Immediately after his baptism, while Jesus is praying, the heavens open and the Spirit of God gently descends, resting like a dove on Jesus. God affirms Jesus to be “my Son”, both here and at the transfiguration [Luke 9:35].
This morning we are remembering the BAPTISM OF JESUS. This morning we are reflecting on his identity, his mission, and the power of God at work in him. In the weeks of the Epiphany Season that follow (This year it’s eight Sundays!), we will continue to see more and more of Christ’s glory… we will watch and listen and wonder as his identity is further revealed, as his mission continues to unfold, as his power manifests itself in the lives of others around him. Don’t miss the signs. Don’t turn away from the Light. Lay bare your heart to God’s own Word… open your life to God’s wonderful Son… see again the mystery and the miracle of God’s living among us as one of us.
This morning we are also reflecting on how CHRIST’S identity has shaped OUR identity… on how CHRIST’S mission is very much OUR mission… and how CHRIST’S power empowers US to live faithfully and to love fervently. These themes will be lifted up when we renew our baptism promises during Sunday worship.
I was born on October 13 (not recently, however)… and baptized a few months later, on December 31. I like that image of A NEW YEAR and A NEW ME. For almost all of my life, then, I have been – officially – a Christian.
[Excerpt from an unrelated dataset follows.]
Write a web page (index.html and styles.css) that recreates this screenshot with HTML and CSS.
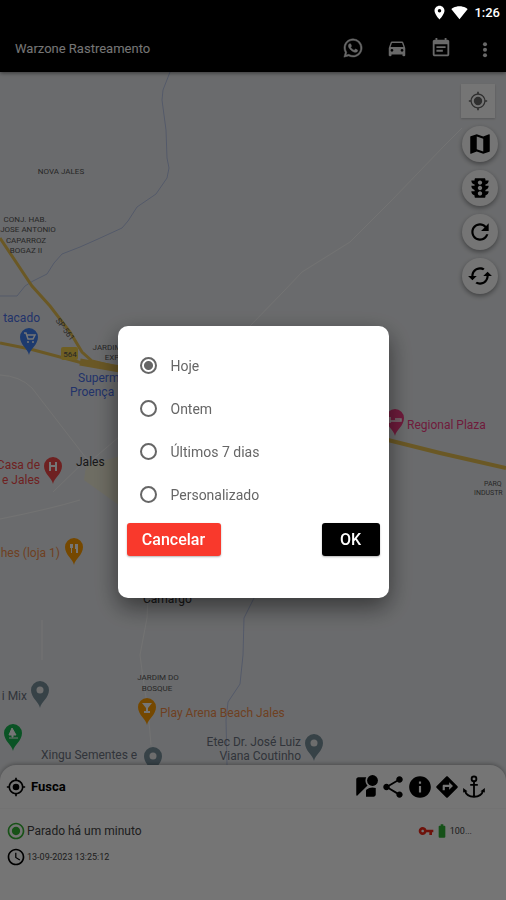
FILE: index.html
```html
<!DOCTYPE html>
<html lang="pt-BR">
<head>
    <meta charset="UTF-8">
    <meta name="viewport" content="width=device-width, initial-scale=1.0">
    <title>Warzone Rastreamento</title>
    <link rel="stylesheet" href="styles.css">
</head>
<body>
    <div class="status-bar">
        <svg class="icon-status" viewBox="0 0 24 24"><path d="M12 1C7.600 1 4 4.600 4 9c0 5.500 8 14 8 14s8-8.500 8-14c0-4.400-3.600-8-8-8zm0 10.800a2.800 2.800 0 1 1 0-5.600 2.800 2.800 0 0 1 0 5.600z"/></svg>
        <svg class="icon-wifi" viewBox="0 0 24 24"><path d="M12 21.500L23.640 7c-.45-.34-4.930-4-11.640-4C5.280 3 .81 6.660.36 7z"/></svg>
        <span>1:26</span>
    </div>
    <header>
        <h1>Warzone Rastreamento</h1>
        <nav>
            <a href="#" aria-label="WhatsApp"><svg viewBox="0 0 24 24"><path stroke="currentColor" stroke-width=".5" d="M12.040 2C6.580 2 2.130 6.450 2.130 11.910c0 1.750.46 3.450 1.320 4.950L2.050 22l5.250-1.380c1.450.79 3.080 1.210 4.740 1.210 5.460 0 9.910-4.450 9.910-9.910 0-2.650-1.030-5.140-2.900-7.010A9.816 9.816 0 0 0 12.040 2m.01 1.670c2.200 0 4.260.86 5.820 2.420a8.225 8.225 0 0 1 2.410 5.830c0 4.540-3.700 8.230-8.240 8.230-1.480 0-2.930-.39-4.190-1.150l-.3-.17-3.120.82.83-3.040-.2-.32a8.188 8.188 0 0 1-1.260-4.380c.01-4.540 3.700-8.240 8.250-8.240M8.530 7.330c-.16 0-.43.06-.66.31-.22.25-.87.86-.87 2.070 0 1.220.89 2.390 1 2.560.14.17 1.760 2.670 4.250 3.730.59.27 1.050.42 1.410.53.59.19 1.130.16 1.560.1.48-.07 1.460-.6 1.670-1.180.21-.58.21-1.070.15-1.180-.07-.1-.23-.16-.48-.27-.25-.14-1.470-.74-1.690-.82-.23-.08-.37-.12-.56.12-.16.25-.64.81-.78.97-.15.17-.29.19-.53.07-.26-.13-1.060-.39-2-1.230-.74-.66-1.230-1.470-1.380-1.720-.12-.24-.01-.39.11-.5.11-.11.27-.29.37-.44.13-.14.17-.25.25-.41.08-.17.04-.31-.02-.43-.06-.11-.56-1.350-.77-1.840-.2-.48-.4-.42-.56-.43-.14 0-.3-.01-.47-.01z"/></svg></a>
            <a href="#" aria-label="Veículos"><svg viewBox="0 0 24 24"><path d="M18.920 6.010C18.720 5.420 18.160 5 17.500 5h-11c-.66 0-1.210.42-1.420 1.010L3 12v8c0 .55.45 1 1 1h1c.55 0 1-.45 1-1v-1h12v1c0 .55.45 1 1 1h1c.55 0 1-.45 1-1v-8l-2.080-5.990zM6.500 16c-.83 0-1.500-.67-1.500-1.500S5.670 13 6.500 13s1.500.67 1.500 1.500S7.330 16 6.500 16zm11 0c-.83 0-1.500-.67-1.500-1.500s.67-1.500 1.500-1.500 1.500.67 1.500 1.500-.67 1.500-1.500 1.500zM5 11l1.500-4.500h11L19 11H5z"/></svg></a>
            <a href="#" aria-label="Eventos"><svg viewBox="0 0 24 24"><path d="M17 10H7v2h10v-2zm2-7h-1V1h-2v2H8V1H6v2H5c-1.110 0-2 .9-2 2v14c0 1.100.89 2 2 2h14c1.100 0 2-.9 2-2V5c0-1.100-.9-2-2-2zm0 16H5V8h14v11zm-5-5H7v2h7v-2z"/></svg></a>
            <a href="#" aria-label="Mais"><svg viewBox="0 0 24 24"><circle cx="12" cy="8" r="2.200"/><circle cx="12" cy="14" r="2.200"/><circle cx="12" cy="20" r="2.200"/></svg></a>
        </nav>
    </header>

    <main>
        <svg class="mapa" viewBox="0 72 506 709" preserveAspectRatio="xMinYMin slice">
            <defs>
                <path id="pino" d="M0 14C-1 8-9 4-9-4a9 9 0 0 1 18 0C9 4 1 8 0 14z"/>
            </defs>
            <!-- rios -->
            <g class="rio">
                <path d="M170 72L163 90 162 100 166 130 167 158 169 168 167 178 156 194 137 207 128 221 122 228 98 239 80 247 62 254 54 263 47 274 33 281 25 286 17 296H0"/>
                <path d="M254 598L244 618 243 655 240 684 228 702 226 720 227 765"/>
            </g>
            <!-- ruas -->
            <g class="rua">
                <path d="M250 326L284 291 302 272 350 242 392 200 444 146 462 128"/>
                <path d="M0 375Q20 376 32 388L86 458 92 460 120 436"/>
                <path d="M88 458L53 492M0 519Q50 509 80 500M42 620V660M148 598L147 618 140 655 143 678 148 710 151 745"/>
            </g>
            <path class="quadra" d="M86 466L120 456V506L84 480z"/>
            <!-- rodovias -->
            <g class="rodovia">
                <path d="M0 238L32 286 50 306 70 332 82 352 92 361 120 368"/>
                <path d="M0 343L30 349 60 357 90 365 120 370"/>
                <path d="M80 362L120 369" stroke-width="7"/>
                <path d="M388 440L440 453 506 468" stroke-width="4"/>
            </g>
            <rect class="placa" x="61" y="347" width="17" height="13" rx="2"/>
            <g class="bairro">
                <text x="61" y="174">NOVA JALES</text>
                <text x="25" y="222">CONJ. HAB.</text>
                <text x="28" y="232">JOSE ANTONIO</text>
                <text x="26" y="243">CAPARROZ</text>
                <text x="26" y="253">BOGAZ II</text>
                <text x="107" y="350">JARDIM</text>
                <text x="112" y="360">EXP</text>
                <text x="70" y="357">564</text>
                <text x="158" y="680">JARDIM DO</text>
                <text x="157" y="691">BOSQUE</text>
                <text x="484" y="486" text-anchor="start" class="corte">PARQ</text>
                <text x="474" y="495" text-anchor="start" class="corte">INDUSTR</text>
                <text transform="translate(63 331) rotate(53)">SP-561</text>
            </g>
            <g class="local">
                <text class="azul" x="40" y="322" text-anchor="end">tacado</text>
                <text class="azul" x="78" y="382">Superm</text>
                <text class="azul" x="70" y="396">Proença</text>
                <text class="vermelho" x="40" y="469" text-anchor="end">Casa de</text>
                <text class="vermelho" x="40" y="484" text-anchor="end">e Jales</text>
                <text class="rosa" x="407" y="429">Regional Plaza</text>
                <text class="laranja" x="60" y="557" text-anchor="end">hes (loja 1)</text>
                <text class="laranja" x="160" y="717">Play Arena Beach Jales</text>
                <text class="cidade" x="76" y="466">Jales</text>
                <text class="cidade" x="143" y="603">Camargo</text>
                <text x="27" y="700" text-anchor="end">i Mix</text>
                <text x="41" y="759">Xingu Sementes e</text>
                <text x="301" y="746" text-anchor="end">Etec Dr. José Luiz</text>
                <text x="301" y="760" text-anchor="end">Viana Coutinho</text>
            </g>
            <!-- marcadores -->
            <g transform="translate(29 341)"><use href="#pino" fill="#3f7ff0"/><path d="M-5-8h2l2 6h5l2-4h-8" fill="none" stroke="#fff" stroke-width="1.500"/><circle cx="-1" cy="1" r="1" fill="#fff"/><circle cx="4" cy="1" r="1" fill="#fff"/></g>
            <g transform="translate(53 470)"><use href="#pino" fill="#f04848"/><path d="M-3-8v9M3-8v9M-3-4h6" stroke="#fff" stroke-width="2"/></g>
            <g transform="translate(74 551)"><use href="#pino" fill="#ff9d00"/><path d="M-4-7h3v4h-1v5h-1v-5h-1zM1-7h3v9H2v-4H1z" fill="#fff"/></g>
            <g transform="translate(395 422)"><use href="#pino" fill="#f23c83"/><path d="M-5-5v6M-5-1H6V-3H0" fill="none" stroke="#fff" stroke-width="1.500"/></g>
            <g transform="translate(147 711)"><use href="#pino" fill="#ff9d00"/><path d="M-5-8H5L1-3v3h2v2h-6v-2h2v-3z" fill="#fff"/></g>
            <g transform="translate(40 694)"><use href="#pino" fill="#78909c"/><circle cy="-4" r="3.500" fill="#eee"/></g>
            <g transform="translate(153 760)"><use href="#pino" fill="#78909c"/><circle cy="-4" r="3.500" fill="#eee"/></g>
            <g transform="translate(314 747)"><use href="#pino" fill="#78909c"/><circle cy="-4" r="3.500" fill="#eee"/></g>
            <g transform="translate(13 737)"><use href="#pino" fill="#17b551"/><path d="M-1-9l4 7h-3v2h-1v-2h-3zM-4 1h9" fill="#fff" stroke="#fff"/></g>
        </svg>
        <div class="botoes-mapa">
            <button class="botao-gps" aria-label="Minha localização"><svg viewBox="0 0 24 24"><circle cx="12" cy="12" r="5"/><path d="M20.940 11c-.46-4.170-3.770-7.480-7.940-7.940V1h-2v2.060C6.830 3.520 3.520 6.830 3.060 11H1v2h2.060c.46 4.170 3.770 7.480 7.940 7.940V23h2v-2.060c4.170-.46 7.480-3.770 7.940-7.940H23v-2h-2.060zM12 19.500a7.500 7.500 0 1 1 0-15 7.500 7.500 0 0 1 0 15z"/></svg></button>
            <button class="botao-redondo" aria-label="Mapa"><svg viewBox="0 0 24 24"><path d="M20.500 3l-.16.03L15 5.100 9 3 3.360 4.900c-.21.07-.36.25-.36.48V20.500c0 .28.22.5.5.5l.16-.03L9 18.900l6 2.100 5.640-1.900c.21-.07.36-.25.36-.48V3.500c0-.28-.22-.5-.5-.5zM15 19l-6-2.110V5l6 2.110V19z"/></svg></button>
            <button class="botao-redondo" aria-label="Trânsito"><svg viewBox="0 0 24 24"><path d="M20 10h-3V8.860c1.720-.45 3-2 3-3.860h-3V4c0-.55-.45-1-1-1H8c-.55 0-1 .45-1 1v1H4c0 1.860 1.280 3.410 3 3.860V10H4c0 1.860 1.280 3.410 3 3.860V15H4c0 1.860 1.280 3.410 3 3.860V20c0 .55.45 1 1 1h8c.55 0 1-.45 1-1v-1.140c1.720-.45 3-2 3-3.860h-3v-1.140c1.720-.45 3-2 3-3.860zm-8 9c-1.110 0-2-.9-2-2s.89-2 2-2c1.100 0 2 .9 2 2s-.89 2-2 2zm0-5c-1.110 0-2-.9-2-2s.89-2 2-2c1.100 0 2 .9 2 2s-.89 2-2 2zm0-5c-1.110 0-2-.9-2-2 0-1.110.89-2 2-2 1.100 0 2 .89 2 2 0 1.100-.89 2-2 2z"/></svg></button>
            <button class="botao-redondo" aria-label="Atualizar"><svg viewBox="0 0 24 24"><path d="M17.650 6.350C16.200 4.900 14.210 4 12 4c-4.420 0-8 3.580-8 8s3.580 8 8 8c3.730 0 6.840-2.550 7.730-6h-2.080c-.82 2.330-3.040 4-5.650 4-3.310 0-6-2.690-6-6s2.690-6 6-6c1.660 0 3.140.69 4.220 1.780L13 11h7V4l-2.350 2.350z"/></svg></button>
            <button class="botao-redondo" aria-label="Sincronizar"><svg viewBox="0 0 24 24"><path d="M19 8l-4 4h3c0 3.310-2.690 6-6 6-1.010 0-1.970-.25-2.800-.7l-1.460 1.460C8.970 19.540 10.430 20 12 20c4.420 0 8-3.580 8-8h3l-4-4zM6 12c0-3.310 2.690-6 6-6 1.010 0 1.970.25 2.800.7l1.460-1.460C15.030 4.460 13.570 4 12 4c-4.420 0-8 3.580-8 8H1l4 4 4-4H6z"/></svg></button>
        </div>
    </main>

    <section class="painel">
        <div class="painel-topo">
            <svg class="icone" viewBox="0 0 24 24"><circle cx="12" cy="12" r="4"/><path d="M20.940 11c-.46-4.170-3.770-7.480-7.940-7.940V1h-2v2.060C6.830 3.520 3.520 6.830 3.060 11H1v2h2.060c.46 4.170 3.770 7.480 7.940 7.940V23h2v-2.060c4.170-.46 7.480-3.770 7.940-7.940H23v-2h-2.060zM12 19c-3.870 0-7-3.130-7-7s3.130-7 7-7 7 3.130 7 7-3.130 7-7 7z"/></svg>
            <h2>Fusca</h2>
            <div class="acoes">
                <button aria-label="Street View"><svg viewBox="0 0 24 24"><path d="M12.560 14.330c-.34.27-.56.7-.56 1.170V21h7c1.100 0 2-.9 2-2v-5.980c-.94-.33-1.950-.52-3-.52-2.030 0-3.930.7-5.440 1.830zM11.500 6c0-1.080.27-2.100.74-3H5c-1.100 0-2 .9-2 2v14c0 .55.23 1.050.59 1.410l9.820-9.820C12.230 9.420 11.500 7.800 11.500 6z"/><circle cx="18" cy="6" r="5"/></svg></button>
                <button aria-label="Compartilhar"><svg viewBox="0 0 24 24"><path d="M18 16.080c-.76 0-1.440.3-1.960.77L8.910 12.700c.05-.23.09-.46.09-.7s-.04-.47-.09-.7l7.050-4.110c.54.5 1.250.81 2.040.81 1.660 0 3-1.340 3-3s-1.340-3-3-3-3 1.340-3 3c0 .24.04.47.09.7L8.040 9.810C7.500 9.310 6.790 9 6 9c-1.660 0-3 1.340-3 3s1.340 3 3 3c.79 0 1.500-.31 2.040-.81l7.120 4.160c-.05.21-.08.43-.08.65 0 1.610 1.310 2.920 2.920 2.920s2.920-1.310 2.920-2.920-1.310-2.920-2.920-2.920z"/></svg></button>
                <button aria-label="Informações"><svg viewBox="0 0 24 24"><path d="M12 2C6.480 2 2 6.480 2 12s4.480 10 10 10 10-4.480 10-10S17.520 2 12 2zm1 15h-2v-6h2v6zm0-8h-2V7h2v2z"/></svg></button>
                <button aria-label="Rotas"><svg viewBox="0 0 24 24"><path d="M21.710 11.290l-9-9c-.39-.39-1.020-.39-1.410 0l-9 9c-.39.39-.39 1.020 0 1.410l9 9c.39.39 1.020.39 1.410 0l9-9c.39-.38.39-1.010 0-1.410zM14 14.500V12h-4v3H8v-4c0-.55.45-1 1-1h5V7.500l3.500 3.500-3.500 3.500z"/></svg></button>
                <button aria-label="Âncora"><svg viewBox="0 0 24 24"><g fill="none" stroke="#000" stroke-width="1.700"><circle cx="12" cy="4.500" r="2.200"/><path d="M12 7v14M8.500 10h7M3.500 15c1 4 4.500 6 8.500 6s7.500-2 8.500-6"/></g><path d="M2 17v-4l4 3zM22 17v-4l-4 3z"/></svg></button>
            </div>
        </div>
        <div class="painel-info">
            <div class="linha">
                <svg class="icone verde" viewBox="0 0 24 24"><path d="M12 7c-2.760 0-5 2.240-5 5s2.240 5 5 5 5-2.240 5-5-2.240-5-5-5zm0-5C6.480 2 2 6.480 2 12s4.480 10 10 10 10-4.480 10-10S17.520 2 12 2zm0 18c-4.420 0-8-3.580-8-8s3.580-8 8-8 8 3.580 8 8-3.580 8-8 8z"/></svg>
                <span class="estado">Parado há um minuto</span>
                <div class="sensores">
                    <svg class="chave" viewBox="0 0 24 24"><path d="M12.650 10C11.830 7.670 9.610 6 7 6c-3.310 0-6 2.690-6 6s2.690 6 6 6c2.610 0 4.830-1.670 5.650-4H17v4h4v-4h2v-4H12.650zM7 14c-1.100 0-2-.9-2-2s.9-2 2-2 2 .9 2 2-.9 2-2 2z"/></svg>
                    <svg class="bateria" viewBox="0 0 24 24"><path d="M15.670 4H14V2h-4v2H8.330C7.600 4 7 4.600 7 5.330v15.330C7 21.400 7.600 22 8.330 22h7.330c.74 0 1.340-.6 1.340-1.330V5.330C17 4.600 16.400 4 15.670 4z"/></svg>
                    <span>100...</span>
                </div>
            </div>
            <div class="linha">
                <svg class="icone" viewBox="0 0 24 24"><path d="M12 2C6.480 2 2 6.480 2 12s4.480 10 10 10 10-4.480 10-10S17.520 2 12 2zm0 18c-4.420 0-8-3.580-8-8s3.580-8 8-8 8 3.580 8 8-3.580 8-8 8zM12.500 7H11v6l5.250 3.150.75-1.230-4.500-2.670z"/></svg>
                <span class="data">13-09-2023 13:25:12</span>
            </div>
        </div>
    </section>

    <div class="fundo">
        <form class="dialogo" role="dialog" aria-label="Período">
            <label><input type="radio" name="periodo" checked>Hoje</label>
            <label><input type="radio" name="periodo">Ontem</label>
            <label><input type="radio" name="periodo">Últimos 7 dias</label>
            <label><input type="radio" name="periodo">Personalizado</label>
            <div class="dialogo-botoes">
                <button type="button" class="cancelar">Cancelar</button>
                <button type="button" class="ok">OK</button>
            </div>
        </form>
    </div>
</body>
</html>
```

FILE: styles.css
```css
* {
    box-sizing: border-box;
}
body {
    font-family: Roboto, Arial, sans-serif;
    margin: 0;
    min-height: 100vh;
    display: flex;
    flex-direction: column;
    background-color: #fff;
    color: #333;
}
svg {
    display: block;
    fill: currentColor;
}
button {
    font-family: inherit;
    border: none;
    padding: 0;
    cursor: pointer;
}
/* Barra de estado, fica por cima do fundo escuro */
.status-bar {
    position: relative;
    z-index: 20;
    height: 24px;
    padding: 0 6px;
    display: flex;
    align-items: center;
    justify-content: flex-end;
    background-color: #000;
    color: #fff;
    font-size: 13px;
    font-weight: 500;
}
.icon-status {
    width: 15px;
    height: 15px;
    margin-right: 4px;
}
.icon-wifi {
    width: 17px;
    height: 17px;
    margin-right: 6px;
}
header {
    position: relative;
    z-index: 2;
    height: 48px;
    padding: 0 10px 0 15px;
    display: flex;
    align-items: center;
    justify-content: space-between;
    background-color: #000;
    color: #fff;
    box-shadow: 0 1px 4px rgba(0, 0, 0, 0.5);
}
h1 {
    margin: 0;
    font-size: 13px;
    font-weight: 400;
}
nav {
    display: flex;
    gap: 22px;
}
nav a {
    color: #e4e4e4;
}
nav svg {
    width: 22px;
    height: 22px;
}
/* Mapa */
main {
    position: relative;
    flex: 1;
    min-height: 300px;
    overflow: hidden;
    background-color: #e8eaed;
}
.mapa {
    position: absolute;
    inset: 0;
    width: 100%;
    height: 100%;
}
.rio, .rua, .rodovia {
    fill: none;
}
.rio {
    stroke: #b6c3e6;
    stroke-width: 1;
}
.rua {
    stroke: #fafafa;
    stroke-width: 1;
}
.rodovia {
    stroke: #e8c052;
    stroke-width: 3;
}
.quadra {
    fill: #f0edd8;
}
.placa {
    fill: #f2cf4d;
}
.bairro {
    fill: #555;
    font-size: 8px;
    text-anchor: middle;
}
.bairro .corte {
    font-size: 7px;
    text-anchor: start;
}
.local {
    fill: #6b7280;
    font-size: 12px;
}
.local .cidade {
    fill: #333;
}
.local .azul {
    fill: #4a6fe8;
}
.local .vermelho {
    fill: #f04848;
}
.local .rosa {
    fill: #f23c83;
}
.local .laranja {
    fill: #f08c4a;
}
.botoes-mapa {
    position: absolute;
    top: 12px;
    right: 7px;
    display: flex;
    flex-direction: column;
    align-items: center;
    gap: 8px;
}
.botao-gps {
    width: 34px;
    height: 34px;
    margin-right: 4px;
    display: grid;
    place-items: center;
    background-color: #fff;
    color: #666;
    box-shadow: 0 1px 2px rgba(0, 0, 0, 0.2);
}
.botao-gps svg {
    width: 20px;
    height: 20px;
}
.botao-redondo {
    width: 36px;
    height: 36px;
    display: grid;
    place-items: center;
    border-radius: 50%;
    background-color: #fff;
    color: #000;
    box-shadow: 0 2px 5px rgba(0, 0, 0, 0.4);
}
.botao-redondo svg {
    width: 26px;
    height: 26px;
}
/* Painel do veículo */
.painel {
    position: relative;
    margin-top: -16px;
    min-height: 135px;
    border-radius: 16px 16px 0 0;
    background-color: #fff;
    box-shadow: 0 -1px 4px rgba(0, 0, 0, 0.3);
}
.painel-topo {
    height: 44px;
    padding: 0 19px 0 6px;
    display: flex;
    align-items: center;
    border-bottom: 1px solid #f8f8f8;
}
h2 {
    margin: 0 0 0 5px;
    font-size: 13px;
    color: #000;
}
.acoes {
    margin-left: auto;
    display: flex;
    gap: 1px;
}
.acoes button {
    background: none;
    color: #000;
}
.acoes svg {
    width: 26px;
    height: 26px;
}
.icone {
    width: 20px;
    height: 20px;
    flex: none;
    color: #000;
}
.verde {
    color: #34b233;
}
.painel-info {
    padding: 9px 34px 0 6px;
    color: #444;
}
.linha {
    height: 26px;
    display: flex;
    align-items: center;
    gap: 1px;
}
.estado {
    font-size: 12px;
}
.data {
    font-size: 9px;
}
.sensores {
    margin-left: auto;
    display: flex;
    align-items: center;
    font-size: 9px;
}
.chave {
    width: 16px;
    height: 16px;
    color: #f02818;
}
.bateria {
    width: 16px;
    height: 16px;
    color: #2eb135;
}
/* Diálogo de período */
.fundo {
    position: fixed;
    inset: 0;
    z-index: 10;
    padding-top: 24px;
    display: grid;
    place-items: center;
    background-color: rgba(0, 0, 0, 0.54);
}
.dialogo {
    width: calc(100% - 235px);
    min-width: 271px;
    padding: 18px 9px 42px;
    border-radius: 10px;
    background-color: #fff;
    box-shadow: 0 9px 24px rgba(0, 0, 0, 0.5);
}
.dialogo label {
    height: 43px;
    padding-left: 13px;
    display: flex;
    align-items: center;
    gap: 14px;
    color: #666;
    font-size: 14px;
}
.dialogo input {
    appearance: none;
    width: 17px;
    height: 17px;
    margin: 0;
    border: 2px solid #666;
    border-radius: 50%;
}
.dialogo input:checked {
    background: radial-gradient(circle, #666 4px, transparent 5px);
}
.dialogo-botoes {
    margin-top: 7px;
    display: flex;
    justify-content: space-between;
}
.dialogo-botoes button {
    height: 33px;
    border-radius: 3px;
    color: #fff;
    font-size: 16px;
    font-weight: 500;
    box-shadow: 0 1px 2px rgba(0, 0, 0, 0.3);
}
.dialogo-botoes .cancelar {
    width: 94px;
    background-color: #f9392c;
}
.dialogo-botoes .ok {
    width: 58px;
    background-color: #000;
}
```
But that doesn’t mean that I’ve been faithful in my living or fervent in my loving each day, every week, all those years. I haven’t. And so I thank God for God’s grace that embraces, forgives, gives second chances, and empowers. I thank God for this day to remember my baptism, to help remember your baptism, with gratitude… and to return to the waters of new life.
How are you living in response to your baptism?